No início do ano passado, pediu
aos crentes que rezem por um diálogo inter-religioso, que leve à paz e justiça
no mundo.
“Muitos pensam de forma
diferente, sentem diferente, procuram Deus e encontram Deus de outra forma.
Nesta multitude, neste leque de religiões há uma única certeza: todos somos
filhos de Deus”, declarou.
Em fevereiro de 2016, o papa
Francisco e o patriarca ortodoxo russo Kiril deram um abraço, naquele que foi o
primeiro encontro dos líderes das duas Igrejas após o cisma de 1054, e
assinaram uma declaração conjunta por causa da perseguição aos cristãos no
Médio Oriente e África do Norte.
Francisco também já se reuniu
com Ahmed Al Tayeb, o imã da universidade islâmica do Cairo Al Azhar, um
importante centro sunita, para abordar o compromisso das autoridades e fiéis
das grandes religiões na “rejeição da violência e do terrorismo”.
Com os muçulmanos, Francisco
teve já muitos gestos de aproximação. Logo na primeira Quinta-Feira Santa do
seu pontificado, lavou os pés a mulheres muçulmanas presas numa prisão nos
arredores de Roma.
Na sua primeira viagem, à ilha
italiana de Lampedusa, local de chegada de milhares de refugiados e migrantes,
fez uma alusão ao Ramadão.
Em 2016, quando visitou a ilha
de Lesbos (Grécia), levou para o Vaticano três famílias muçulmanas.

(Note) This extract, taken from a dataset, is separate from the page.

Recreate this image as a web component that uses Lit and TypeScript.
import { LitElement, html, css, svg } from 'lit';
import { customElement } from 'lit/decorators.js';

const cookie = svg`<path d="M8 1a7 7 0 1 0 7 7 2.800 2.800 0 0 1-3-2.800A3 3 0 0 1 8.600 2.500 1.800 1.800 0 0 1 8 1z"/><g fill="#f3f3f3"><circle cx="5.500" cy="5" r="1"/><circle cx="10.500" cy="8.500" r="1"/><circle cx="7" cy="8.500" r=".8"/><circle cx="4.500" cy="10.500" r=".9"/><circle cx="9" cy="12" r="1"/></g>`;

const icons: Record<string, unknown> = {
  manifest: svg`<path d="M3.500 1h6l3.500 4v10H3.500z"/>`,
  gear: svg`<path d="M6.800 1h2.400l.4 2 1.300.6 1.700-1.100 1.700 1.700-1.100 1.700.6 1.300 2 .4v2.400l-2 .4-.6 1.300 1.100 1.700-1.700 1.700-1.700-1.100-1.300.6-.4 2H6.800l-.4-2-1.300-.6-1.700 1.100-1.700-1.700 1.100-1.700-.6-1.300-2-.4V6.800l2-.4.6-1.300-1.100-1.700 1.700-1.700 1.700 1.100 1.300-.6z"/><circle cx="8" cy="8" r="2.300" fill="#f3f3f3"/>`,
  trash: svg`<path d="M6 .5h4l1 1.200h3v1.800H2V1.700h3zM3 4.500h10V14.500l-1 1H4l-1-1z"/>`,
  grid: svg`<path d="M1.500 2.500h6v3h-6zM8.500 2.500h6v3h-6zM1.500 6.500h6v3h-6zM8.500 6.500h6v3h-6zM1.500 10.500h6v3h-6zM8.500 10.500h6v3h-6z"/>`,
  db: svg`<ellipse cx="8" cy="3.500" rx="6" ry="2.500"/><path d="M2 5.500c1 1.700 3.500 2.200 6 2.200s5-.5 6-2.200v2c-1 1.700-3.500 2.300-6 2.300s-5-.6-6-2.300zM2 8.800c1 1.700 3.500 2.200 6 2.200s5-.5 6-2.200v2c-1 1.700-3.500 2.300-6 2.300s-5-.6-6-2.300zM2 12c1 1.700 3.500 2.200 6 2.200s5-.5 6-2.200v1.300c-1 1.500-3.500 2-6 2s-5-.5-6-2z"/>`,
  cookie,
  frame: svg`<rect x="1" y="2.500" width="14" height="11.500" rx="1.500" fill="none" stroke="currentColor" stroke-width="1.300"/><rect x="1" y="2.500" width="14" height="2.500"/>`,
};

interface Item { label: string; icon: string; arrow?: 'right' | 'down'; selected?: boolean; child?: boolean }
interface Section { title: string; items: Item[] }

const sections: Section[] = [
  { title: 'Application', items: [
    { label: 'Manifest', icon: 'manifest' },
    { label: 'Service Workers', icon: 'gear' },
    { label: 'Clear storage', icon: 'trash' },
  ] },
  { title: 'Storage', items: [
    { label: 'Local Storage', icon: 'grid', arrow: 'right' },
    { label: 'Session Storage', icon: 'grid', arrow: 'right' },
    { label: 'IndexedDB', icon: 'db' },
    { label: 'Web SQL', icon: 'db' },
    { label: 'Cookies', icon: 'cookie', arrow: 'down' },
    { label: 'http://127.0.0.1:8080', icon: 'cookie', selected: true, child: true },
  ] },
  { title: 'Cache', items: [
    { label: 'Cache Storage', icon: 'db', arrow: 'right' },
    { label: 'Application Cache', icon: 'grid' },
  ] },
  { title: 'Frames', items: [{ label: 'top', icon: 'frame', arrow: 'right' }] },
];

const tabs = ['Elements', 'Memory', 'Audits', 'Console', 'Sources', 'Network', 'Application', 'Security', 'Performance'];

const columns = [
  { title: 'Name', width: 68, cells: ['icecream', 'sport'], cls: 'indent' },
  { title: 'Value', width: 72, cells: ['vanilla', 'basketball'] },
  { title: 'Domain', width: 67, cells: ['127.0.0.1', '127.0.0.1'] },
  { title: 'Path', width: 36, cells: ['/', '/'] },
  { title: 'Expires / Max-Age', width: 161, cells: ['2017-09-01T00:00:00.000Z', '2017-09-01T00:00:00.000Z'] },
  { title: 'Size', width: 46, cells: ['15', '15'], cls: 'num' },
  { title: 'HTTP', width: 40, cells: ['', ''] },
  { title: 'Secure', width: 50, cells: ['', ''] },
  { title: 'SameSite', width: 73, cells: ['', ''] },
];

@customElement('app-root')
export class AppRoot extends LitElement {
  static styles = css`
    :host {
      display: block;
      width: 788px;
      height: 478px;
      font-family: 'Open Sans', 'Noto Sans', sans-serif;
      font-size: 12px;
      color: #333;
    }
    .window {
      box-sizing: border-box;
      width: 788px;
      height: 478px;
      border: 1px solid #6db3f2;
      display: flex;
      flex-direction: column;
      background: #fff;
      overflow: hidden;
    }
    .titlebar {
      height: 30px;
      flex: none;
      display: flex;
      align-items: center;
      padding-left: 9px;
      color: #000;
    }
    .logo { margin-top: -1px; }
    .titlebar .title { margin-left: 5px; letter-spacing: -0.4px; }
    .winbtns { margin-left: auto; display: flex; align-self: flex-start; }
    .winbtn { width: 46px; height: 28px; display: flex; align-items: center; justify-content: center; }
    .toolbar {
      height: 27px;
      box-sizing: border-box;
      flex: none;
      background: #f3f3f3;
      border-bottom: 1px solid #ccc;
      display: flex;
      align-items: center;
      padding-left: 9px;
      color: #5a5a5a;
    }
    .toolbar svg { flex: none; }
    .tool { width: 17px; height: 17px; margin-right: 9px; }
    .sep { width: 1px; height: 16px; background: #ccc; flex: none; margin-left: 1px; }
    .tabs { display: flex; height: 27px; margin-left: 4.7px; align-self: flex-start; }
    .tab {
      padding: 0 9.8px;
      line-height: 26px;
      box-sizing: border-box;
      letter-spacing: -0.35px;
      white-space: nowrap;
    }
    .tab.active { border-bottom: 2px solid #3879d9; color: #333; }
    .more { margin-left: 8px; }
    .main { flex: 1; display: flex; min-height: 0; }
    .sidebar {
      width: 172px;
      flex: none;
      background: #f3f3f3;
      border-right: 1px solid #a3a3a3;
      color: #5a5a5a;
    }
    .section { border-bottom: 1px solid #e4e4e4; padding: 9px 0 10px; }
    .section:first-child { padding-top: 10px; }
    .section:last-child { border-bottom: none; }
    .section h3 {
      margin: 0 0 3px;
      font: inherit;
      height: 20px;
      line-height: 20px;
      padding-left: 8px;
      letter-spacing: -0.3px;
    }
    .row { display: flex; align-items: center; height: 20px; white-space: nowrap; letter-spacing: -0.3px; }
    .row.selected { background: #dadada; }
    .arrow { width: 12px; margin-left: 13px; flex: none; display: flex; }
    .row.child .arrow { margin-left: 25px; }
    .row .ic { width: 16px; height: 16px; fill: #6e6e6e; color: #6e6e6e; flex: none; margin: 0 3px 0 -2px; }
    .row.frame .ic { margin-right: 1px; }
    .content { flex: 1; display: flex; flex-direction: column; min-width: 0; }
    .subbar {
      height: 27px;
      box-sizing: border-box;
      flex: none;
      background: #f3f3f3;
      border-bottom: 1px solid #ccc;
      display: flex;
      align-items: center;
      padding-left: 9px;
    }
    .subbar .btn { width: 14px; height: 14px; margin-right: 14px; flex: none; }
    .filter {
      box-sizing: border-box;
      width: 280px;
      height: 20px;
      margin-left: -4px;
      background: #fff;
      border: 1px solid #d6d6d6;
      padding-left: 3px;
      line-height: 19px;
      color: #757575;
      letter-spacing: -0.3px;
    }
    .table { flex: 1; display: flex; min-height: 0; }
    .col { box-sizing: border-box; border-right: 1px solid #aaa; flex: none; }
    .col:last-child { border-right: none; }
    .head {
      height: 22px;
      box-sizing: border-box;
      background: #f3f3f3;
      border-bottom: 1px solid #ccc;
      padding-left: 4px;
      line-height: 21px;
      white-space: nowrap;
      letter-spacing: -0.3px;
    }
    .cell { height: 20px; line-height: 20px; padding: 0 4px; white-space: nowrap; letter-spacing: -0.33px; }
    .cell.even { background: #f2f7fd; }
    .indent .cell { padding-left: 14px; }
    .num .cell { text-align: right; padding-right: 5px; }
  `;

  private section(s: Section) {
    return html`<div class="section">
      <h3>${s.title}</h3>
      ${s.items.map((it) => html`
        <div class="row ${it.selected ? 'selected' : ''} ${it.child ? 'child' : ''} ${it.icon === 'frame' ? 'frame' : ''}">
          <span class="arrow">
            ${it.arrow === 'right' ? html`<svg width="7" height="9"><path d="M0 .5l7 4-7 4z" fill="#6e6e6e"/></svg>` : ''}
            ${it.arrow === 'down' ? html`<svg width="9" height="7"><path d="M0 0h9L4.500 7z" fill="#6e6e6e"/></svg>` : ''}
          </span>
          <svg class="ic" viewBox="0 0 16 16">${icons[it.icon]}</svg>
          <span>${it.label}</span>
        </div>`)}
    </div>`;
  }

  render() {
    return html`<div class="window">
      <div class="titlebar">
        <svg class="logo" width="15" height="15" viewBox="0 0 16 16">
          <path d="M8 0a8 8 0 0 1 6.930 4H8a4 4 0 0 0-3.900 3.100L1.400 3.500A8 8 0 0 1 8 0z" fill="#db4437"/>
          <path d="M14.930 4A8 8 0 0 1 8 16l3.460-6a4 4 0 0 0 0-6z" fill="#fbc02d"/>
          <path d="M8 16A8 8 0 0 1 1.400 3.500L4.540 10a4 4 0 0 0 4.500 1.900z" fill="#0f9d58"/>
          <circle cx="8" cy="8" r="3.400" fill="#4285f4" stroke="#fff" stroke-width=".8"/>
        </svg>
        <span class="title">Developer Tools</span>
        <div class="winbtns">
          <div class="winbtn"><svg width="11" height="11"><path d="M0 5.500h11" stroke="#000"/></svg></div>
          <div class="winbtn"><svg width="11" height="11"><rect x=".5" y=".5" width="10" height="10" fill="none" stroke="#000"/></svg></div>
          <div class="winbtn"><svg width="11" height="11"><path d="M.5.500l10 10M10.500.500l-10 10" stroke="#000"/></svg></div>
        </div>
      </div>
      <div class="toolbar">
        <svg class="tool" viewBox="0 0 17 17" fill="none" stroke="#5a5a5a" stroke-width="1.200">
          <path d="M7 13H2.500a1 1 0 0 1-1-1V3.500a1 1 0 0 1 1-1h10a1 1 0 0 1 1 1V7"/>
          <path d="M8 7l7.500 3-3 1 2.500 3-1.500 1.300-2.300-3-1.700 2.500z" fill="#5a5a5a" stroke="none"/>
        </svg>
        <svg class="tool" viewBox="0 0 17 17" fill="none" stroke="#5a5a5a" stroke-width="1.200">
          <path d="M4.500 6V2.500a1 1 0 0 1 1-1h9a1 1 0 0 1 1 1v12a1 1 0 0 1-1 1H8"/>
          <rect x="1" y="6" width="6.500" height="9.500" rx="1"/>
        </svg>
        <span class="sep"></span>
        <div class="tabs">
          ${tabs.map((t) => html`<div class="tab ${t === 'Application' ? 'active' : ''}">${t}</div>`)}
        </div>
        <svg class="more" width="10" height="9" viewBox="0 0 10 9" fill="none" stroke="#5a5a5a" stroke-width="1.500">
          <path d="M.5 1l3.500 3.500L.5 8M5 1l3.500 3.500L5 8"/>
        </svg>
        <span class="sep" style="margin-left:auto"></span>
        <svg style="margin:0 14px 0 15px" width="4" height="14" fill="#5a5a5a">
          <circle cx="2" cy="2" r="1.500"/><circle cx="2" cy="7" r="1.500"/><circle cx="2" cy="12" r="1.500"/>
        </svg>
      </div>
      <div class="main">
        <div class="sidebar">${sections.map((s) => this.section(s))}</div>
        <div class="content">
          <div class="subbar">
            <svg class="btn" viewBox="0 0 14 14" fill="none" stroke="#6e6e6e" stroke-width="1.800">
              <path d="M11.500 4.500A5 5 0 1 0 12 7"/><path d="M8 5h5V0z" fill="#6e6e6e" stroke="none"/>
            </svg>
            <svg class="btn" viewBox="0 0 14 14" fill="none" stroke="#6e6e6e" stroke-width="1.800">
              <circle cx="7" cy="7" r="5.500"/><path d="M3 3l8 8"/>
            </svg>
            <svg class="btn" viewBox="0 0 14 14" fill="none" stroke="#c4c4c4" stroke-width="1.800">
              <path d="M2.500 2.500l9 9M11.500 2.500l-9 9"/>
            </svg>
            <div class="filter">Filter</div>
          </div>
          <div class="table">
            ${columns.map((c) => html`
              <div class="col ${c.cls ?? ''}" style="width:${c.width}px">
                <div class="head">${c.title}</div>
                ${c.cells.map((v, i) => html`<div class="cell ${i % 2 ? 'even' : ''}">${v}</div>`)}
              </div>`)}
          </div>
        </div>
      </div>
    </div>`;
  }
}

E, ainda no
final de março, visitou a casa de uma família muçulmana em Milão.
Dias depois da sua primeira
viagem à Terra Santa, em 2014, juntou-se ao presidente de Israel, Shimon Peres,
e ao presidente da Autoridade Palestiniana, Mahmoud Abbas, numa oração pela paz
no Médio Oriente.
Em julho do ano passado, o papa
visitou o campo de concentração de Auschwitz, na Polónia, a pé, sozinho e em
silêncio, onde rezou durante cerca de dez minutos. No final, escreveu no livro
de honra: “Senhor, tende piedade do teu povo, Senhor, perdoa tanta crueldade”.
Terrorismo
Francisco condenou, em várias
ocasiões, o terrorismo, que recusa associar ao Islão: o fundamentalismo é “uma
doença de todas as religiões”, incluindo da Igreja Católica Romana, que tem
“alguns, até muitos, fundamentalistas”.
“Muitos [muçulmanos] dizem-me:
não somos assim, o Alcorão é um livro de paz, é um livro profético de paz, isto
não é o Islamismo. Ouço isso e sinceramente não posso dizer que todos os
muçulmanos são terroristas”.
Francisco condena a “loucura
homicida” do terrorismo e apela ao diálogo inter-religioso.
A guerra na Síria
mereceu vários lamentos do papa, que apelou ao “cessar-fogo imediato” para
permitir a saída dos civis das zonas atingidas.